I would like to have your opinion on the feasibility of running a 3-node, sharded MongoDB cluster on Kubernetes.
The use case is to able run a MongoDB database which has larger storage requirements than a single server (that I have) can meet.
This is for a hobby project so the budget is limited. Thus the 3 node constraint.

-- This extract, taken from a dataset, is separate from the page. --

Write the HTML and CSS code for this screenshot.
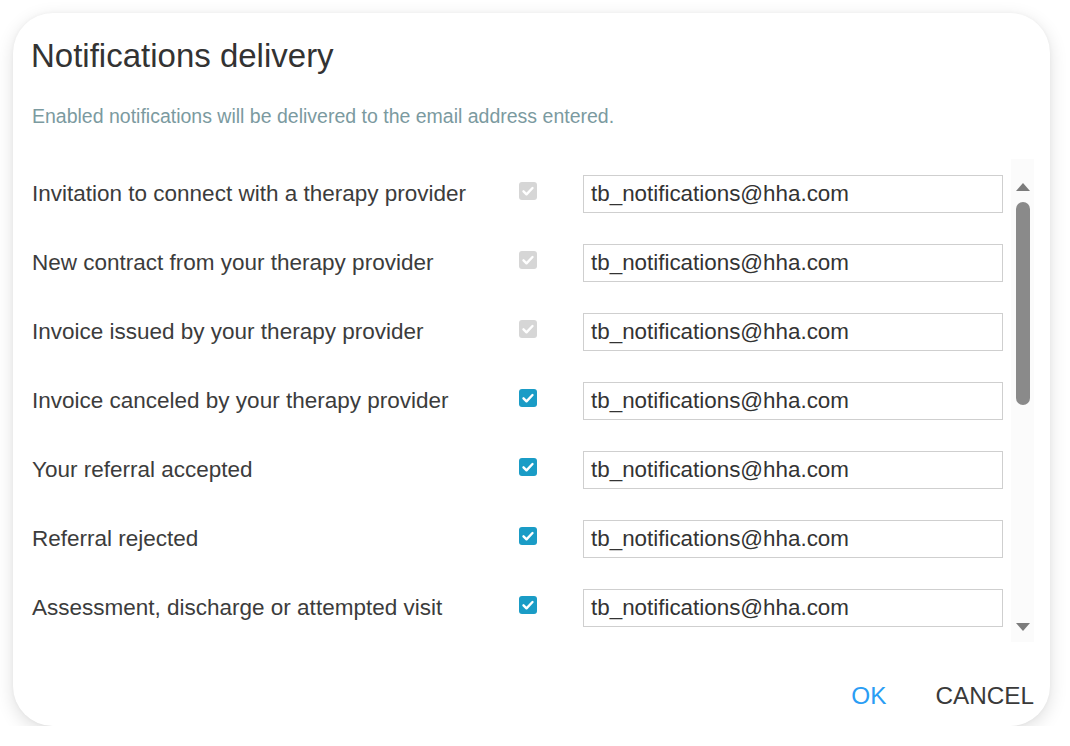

I was thinking of the following setup:
- 3 replicasets, each composed of 2 mongod and 1 arbiter
- sharding activated, with 3 config server pods
- 1 mongos on each node
In practice, a deployment would look like something as (Primary / Secondary):
- node A would run: rs0-0 (P), rs1-arbiter-0, rs2-1 (S), cfg-0, mongos
- node B would run: rs0-1, rs1-0 (P), rs2-1 (S), r2-arbiter-0, cfg-1, mongos
- node C would run: rs0-arbiter-0, rs1-1 (S), rs2-0 (P), cfg-2, mongos
Each node would thus host:
- a primary of a first replicaset;
- a secondary of a second replicaset;
- and the arbiter of a third replicaset.
Let’s say that each node has 1TB disk capacity and documents are perfectly distributed across the shards.
That would mean that each shard could be as big as 0.5 TB, and the total available space for the MongoDB cluster would be 0.5 x 3 = 1.5 TB.
With the added benefit of the redundancy, where one of the 3 node may go down without losing all the data.
Am I correct?
I’ve already experimented with the operator and I’ve managed to get something running (with “allowUnsafeConfigurations=true”).
Although I haven’t succeeded in making Kubernetes schedule the pods exactly as I wanted.
With podAntiAffinity rules, I could ensure that no node host more than 1 pod of each replicaset.
But I couldn’t figure out how to enforce a “perfect” spread, i.e. excluding the possibly of having rs0-X, rs1-X and rs2-X running on a single node.
What do think of this architecture? Will it work? Is it sensible?